THE TASK: Output the material beneath this task exactly, images excluded.

-- begin --

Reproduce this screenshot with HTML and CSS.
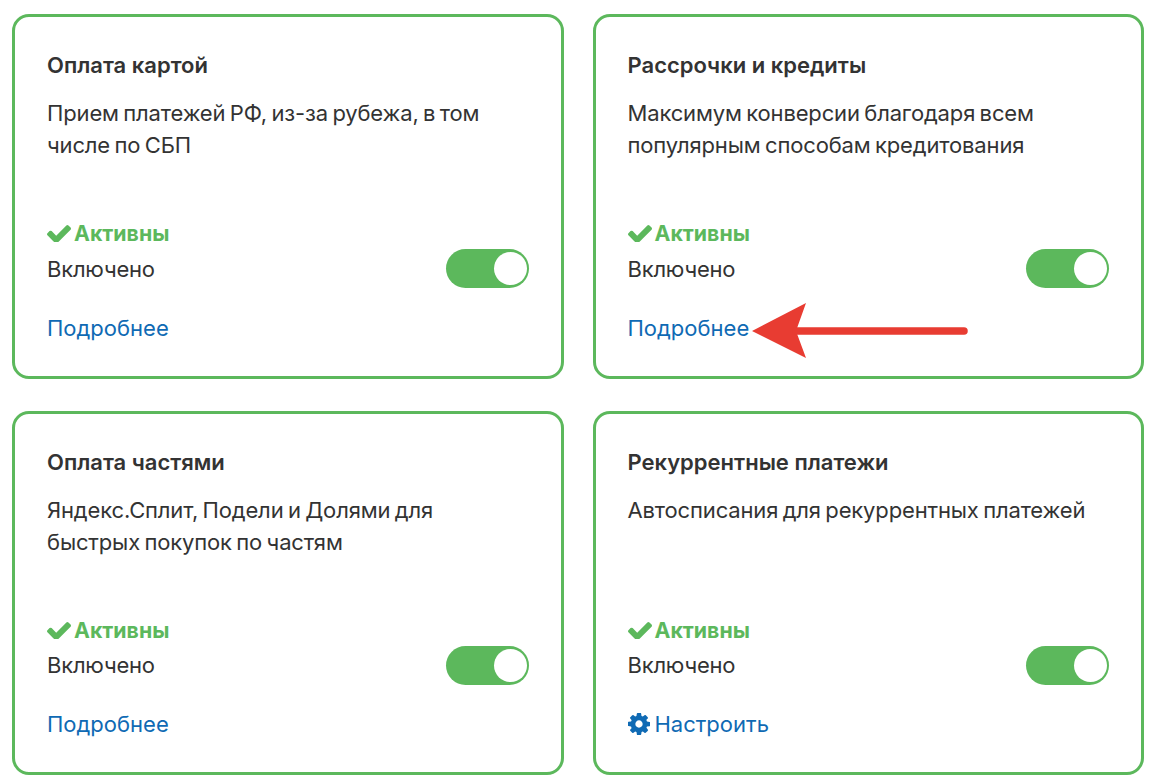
FILE: index.html
```html
<!DOCTYPE html>
<html lang="ru">
<head>
<meta charset="utf-8">
<title>Способы оплаты</title>
<link rel="stylesheet" href="styles.css">
</head>
<body>
<main class="grid">
  <section class="card">
    <h2 class="title">Оплата картой</h2>
    <p class="desc">Прием платежей РФ, из-за рубежа, в том<br>числе по СБП</p>
    <div class="status"><svg class="check" viewBox="121 270 1550 1152"><path d="M1671 566q0 40-28 68l-724 724-136 136q-28 28-68 28t-68-28l-136-136-362-362q-28-28-28-68t28-68l136-136q28-28 68-28t68 28l294 295 656-657q28-28 68-28t68 28l136 136q28 28 28 68z"/></svg>Активны</div>
    <div class="row"><span>Включено</span><span class="toggle"><span class="knob"></span></span></div>
    <a class="link" href="#">Подробнее</a>
  </section>
  <section class="card">
    <h2 class="title">Рассрочки и кредиты</h2>
    <p class="desc">Максимум конверсии благодаря всем<br>популярным способам кредитования</p>
    <div class="status"><svg class="check" viewBox="121 270 1550 1152"><path d="M1671 566q0 40-28 68l-724 724-136 136q-28 28-68 28t-68-28l-136-136-362-362q-28-28-28-68t28-68l136-136q28-28 68-28t68 28l294 295 656-657q28-28 68-28t68 28l136 136q28 28 28 68z"/></svg>Активны</div>
    <div class="row"><span>Включено</span><span class="toggle"><span class="knob"></span></span></div>
    <a class="link" href="#">Подробнее</a>
  </section>
  <section class="card">
    <h2 class="title">Оплата частями</h2>
    <p class="desc">Яндекс.Сплит, Подели и Долями для<br>быстрых покупок по частям</p>
    <div class="status"><svg class="check" viewBox="121 270 1550 1152"><path d="M1671 566q0 40-28 68l-724 724-136 136q-28 28-68 28t-68-28l-136-136-362-362q-28-28-28-68t28-68l136-136q28-28 68-28t68 28l294 295 656-657q28-28 68-28t68 28l136 136q28 28 28 68z"/></svg>Активны</div>
    <div class="row"><span>Включено</span><span class="toggle"><span class="knob"></span></span></div>
    <a class="link" href="#">Подробнее</a>
  </section>
  <section class="card">
    <h2 class="title">Рекуррентные платежи</h2>
    <p class="desc">Автосписания для рекуррентных платежей</p>
    <div class="status"><svg class="check" viewBox="121 270 1550 1152"><path d="M1671 566q0 40-28 68l-724 724-136 136q-28 28-68 28t-68-28l-136-136-362-362q-28-28-28-68t28-68l136-136q28-28 68-28t68 28l294 295 656-657q28-28 68-28t68 28l136 136q28 28 28 68z"/></svg>Активны</div>
    <div class="row"><span>Включено</span><span class="toggle"><span class="knob"></span></span></div>
    <a class="link" href="#"><svg class="gear" viewBox="128 128 1536 1536"><path d="M1152 896q0-106-75-181t-181-75-181 75-75 181 75 181 181 75 181-75 75-181zm512-109v222q0 12-8 23t-20 13l-185 28q-19 54-39 91 35 50 107 138 10 12 10 25t-9 23q-27 37-99 108t-94 71q-12 0-26-9l-138-108q-44 23-91 38-16 136-29 186-7 28-36 28h-222q-14 0-24.5-8.5t-11.5-21.5l-28-184q-49-16-90-37l-141 107q-10 9-25 9-14 0-25-11-126-114-165-168-7-10-7-23 0-12 8-23 15-21 51-66.5t54-70.5q-27-50-41-99l-183-27q-13-2-21-12.5t-8-23.5v-222q0-12 8-23t19-13l186-28q14-46 39-92-40-57-107-138-10-12-10-24 0-10 9-23 26-36 98.5-107.5t94.5-71.5q13 0 26 10l138 107q44-23 91-38 16-136 29-186 7-28 36-28h222q14 0 24.5 8.5t11.5 21.5l28 184q49 16 90 37l142-107q9-9 24-9 13 0 25 10 129 119 165 170 7 8 7 22 0 12-8 23-15 21-51 66.5t-54 70.5q26 50 41 98l183 28q13 2 21 12.5t8 23.5z"/></svg>Настроить</a>
  </section>
</main>
<svg class="arrow" viewBox="0 0 220 58" width="220" height="58"><path d="M2 28 56 0 46 28 56 55Z"/><path class="shaft" d="M46 28H214"/></svg>
</body>
</html>
```
FILE: styles.css
```css
* { box-sizing: border-box; }
html, body { margin: 0; height: 100%; background: #fff; overflow: hidden; }
body {
  position: relative;
  padding: 14px 14px 0 12px;
  font-family: Inter, "Noto Sans", sans-serif;
  font-size: 22px;
  line-height: 32px;
  color: #333;
}
.grid {
  display: grid;
  grid-template-columns: 552px 551.5px;
  grid-auto-rows: 364.6px;
  column-gap: 28.5px;
  row-gap: 32px;
}
.card {
  display: flex;
  flex-direction: column;
  padding: 32px 32px 0;
  border: 3px solid #5cb85c;
  border-radius: 17px;
}
.title { margin: 0; font-size: 22px; line-height: 32px; font-weight: 600; }
.desc { margin: 16px 0 0; height: 120px; font-weight: 400; letter-spacing: -0.15px; word-spacing: -1.6px; }
.status {
  display: flex;
  align-items: center;
  gap: 3px;
  font-size: 21.3px;
  font-weight: 700;
  color: #5cb85c;
}
.check { width: 24px; height: 18px; fill: currentColor; flex: none; }
.gear { width: 22px; height: 22px; fill: currentColor; flex: none; }
.row {
  display: flex;
  align-items: center;
  justify-content: space-between;
  height: 39px;
  margin-top: 0.1px;
  letter-spacing: -0.2px;
}
.toggle {
  display: flex;
  justify-content: flex-end;
  align-items: center;
  width: 83px;
  height: 39px;
  padding: 0 2px;
  border-radius: 20px;
  background: #5cb85c;
}
.knob { width: 33px; height: 33px; border-radius: 50%; background: #fff; }
.link {
  display: flex;
  align-items: center;
  gap: 5px;
  margin-top: 23.7px;
  color: #0f6ab4;
  text-decoration: none;
}
.arrow { position: absolute; left: 750px; top: 303px; }
.arrow path { fill: #e83c32; }
.arrow .shaft { fill: none; stroke: #e83c32; stroke-width: 7.5; stroke-linecap: round; }
```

-- end --

SOLUTION TO THIS EXERCISE:
Reproduce this screenshot with HTML and CSS.
FILE: index.html
```html
<!DOCTYPE html>
<html lang="ru">
<head>
<meta charset="utf-8">
<title>Способы оплаты</title>
<link rel="stylesheet" href="styles.css">
</head>
<body>
<main class="grid">
  <section class="card">
    <h2 class="title">Оплата картой</h2>
    <p class="desc">Прием платежей РФ, из-за рубежа, в том<br>числе по СБП</p>
    <div class="status"><svg class="check" viewBox="121 270 1550 1152"><path d="M1671 566q0 40-28 68l-724 724-136 136q-28 28-68 28t-68-28l-136-136-362-362q-28-28-28-68t28-68l136-136q28-28 68-28t68 28l294 295 656-657q28-28 68-28t68 28l136 136q28 28 28 68z"/></svg>Активны</div>
    <div class="row"><span>Включено</span><span class="toggle"><span class="knob"></span></span></div>
    <a class="link" href="#">Подробнее</a>
  </section>
  <section class="card">
    <h2 class="title">Рассрочки и кредиты</h2>
    <p class="desc">Максимум конверсии благодаря всем<br>популярным способам кредитования</p>
    <div class="status"><svg class="check" viewBox="121 270 1550 1152"><path d="M1671 566q0 40-28 68l-724 724-136 136q-28 28-68 28t-68-28l-136-136-362-362q-28-28-28-68t28-68l136-136q28-28 68-28t68 28l294 295 656-657q28-28 68-28t68 28l136 136q28 28 28 68z"/></svg>Активны</div>
    <div class="row"><span>Включено</span><span class="toggle"><span class="knob"></span></span></div>
    <a class="link" href="#">Подробнее</a>
  </section>
  <section class="card">
    <h2 class="title">Оплата частями</h2>
    <p class="desc">Яндекс.Сплит, Подели и Долями для<br>быстрых покупок по частям</p>
    <div class="status"><svg class="check" viewBox="121 270 1550 1152"><path d="M1671 566q0 40-28 68l-724 724-136 136q-28 28-68 28t-68-28l-136-136-362-362q-28-28-28-68t28-68l136-136q28-28 68-28t68 28l294 295 656-657q28-28 68-28t68 28l136 136q28 28 28 68z"/></svg>Активны</div>
    <div class="row"><span>Включено</span><span class="toggle"><span class="knob"></span></span></div>
    <a class="link" href="#">Подробнее</a>
  </section>
  <section class="card">
    <h2 class="title">Рекуррентные платежи</h2>
    <p class="desc">Автосписания для рекуррентных платежей</p>
    <div class="status"><svg class="check" viewBox="121 270 1550 1152"><path d="M1671 566q0 40-28 68l-724 724-136 136q-28 28-68 28t-68-28l-136-136-362-362q-28-28-28-68t28-68l136-136q28-28 68-28t68 28l294 295 656-657q28-28 68-28t68 28l136 136q28 28 28 68z"/></svg>Активны</div>
    <div class="row"><span>Включено</span><span class="toggle"><span class="knob"></span></span></div>
    <a class="link" href="#"><svg class="gear" viewBox="128 128 1536 1536"><path d="M1152 896q0-106-75-181t-181-75-181 75-75 181 75 181 181 75 181-75 75-181zm512-109v222q0 12-8 23t-20 13l-185 28q-19 54-39 91 35 50 107 138 10 12 10 25t-9 23q-27 37-99 108t-94 71q-12 0-26-9l-138-108q-44 23-91 38-16 136-29 186-7 28-36 28h-222q-14 0-24.5-8.5t-11.5-21.5l-28-184q-49-16-90-37l-141 107q-10 9-25 9-14 0-25-11-126-114-165-168-7-10-7-23 0-12 8-23 15-21 51-66.5t54-70.5q-27-50-41-99l-183-27q-13-2-21-12.5t-8-23.5v-222q0-12 8-23t19-13l186-28q14-46 39-92-40-57-107-138-10-12-10-24 0-10 9-23 26-36 98.5-107.5t94.5-71.5q13 0 26 10l138 107q44-23 91-38 16-136 29-186 7-28 36-28h222q14 0 24.5 8.5t11.5 21.5l28 184q49 16 90 37l142-107q9-9 24-9 13 0 25 10 129 119 165 170 7 8 7 22 0 12-8 23-15 21-51 66.5t-54 70.5q26 50 41 98l183 28q13 2 21 12.5t8 23.5z"/></svg>Настроить</a>
  </section>
</main>
<svg class="arrow" viewBox="0 0 220 58" width="220" height="58"><path d="M2 28 56 0 46 28 56 55Z"/><path class="shaft" d="M46 28H214"/></svg>
</body>
</html>
```
FILE: styles.css
```css
* { box-sizing: border-box; }
html, body { margin: 0; height: 100%; background: #fff; overflow: hidden; }
body {
  position: relative;
  padding: 14px 14px 0 12px;
  font-family: Inter, "Noto Sans", sans-serif;
  font-size: 22px;
  line-height: 32px;
  color: #333;
}
.grid {
  display: grid;
  grid-template-columns: 552px 551.5px;
  grid-auto-rows: 364.6px;
  column-gap: 28.5px;
  row-gap: 32px;
}
.card {
  display: flex;
  flex-direction: column;
  padding: 32px 32px 0;
  border: 3px solid #5cb85c;
  border-radius: 17px;
}
.title { margin: 0; font-size: 22px; line-height: 32px; font-weight: 600; }
.desc { margin: 16px 0 0; height: 120px; font-weight: 400; letter-spacing: -0.15px; word-spacing: -1.6px; }
.status {
  display: flex;
  align-items: center;
  gap: 3px;
  font-size: 21.3px;
  font-weight: 700;
  color: #5cb85c;
}
.check { width: 24px; height: 18px; fill: currentColor; flex: none; }
.gear { width: 22px; height: 22px; fill: currentColor; flex: none; }
.row {
  display: flex;
  align-items: center;
  justify-content: space-between;
  height: 39px;
  margin-top: 0.1px;
  letter-spacing: -0.2px;
}
.toggle {
  display: flex;
  justify-content: flex-end;
  align-items: center;
  width: 83px;
  height: 39px;
  padding: 0 2px;
  border-radius: 20px;
  background: #5cb85c;
}
.knob { width: 33px; height: 33px; border-radius: 50%; background: #fff; }
.link {
  display: flex;
  align-items: center;
  gap: 5px;
  margin-top: 23.7px;
  color: #0f6ab4;
  text-decoration: none;
}
.arrow { position: absolute; left: 750px; top: 303px; }
.arrow path { fill: #e83c32; }
.arrow .shaft { fill: none; stroke: #e83c32; stroke-width: 7.5; stroke-linecap: round; }
```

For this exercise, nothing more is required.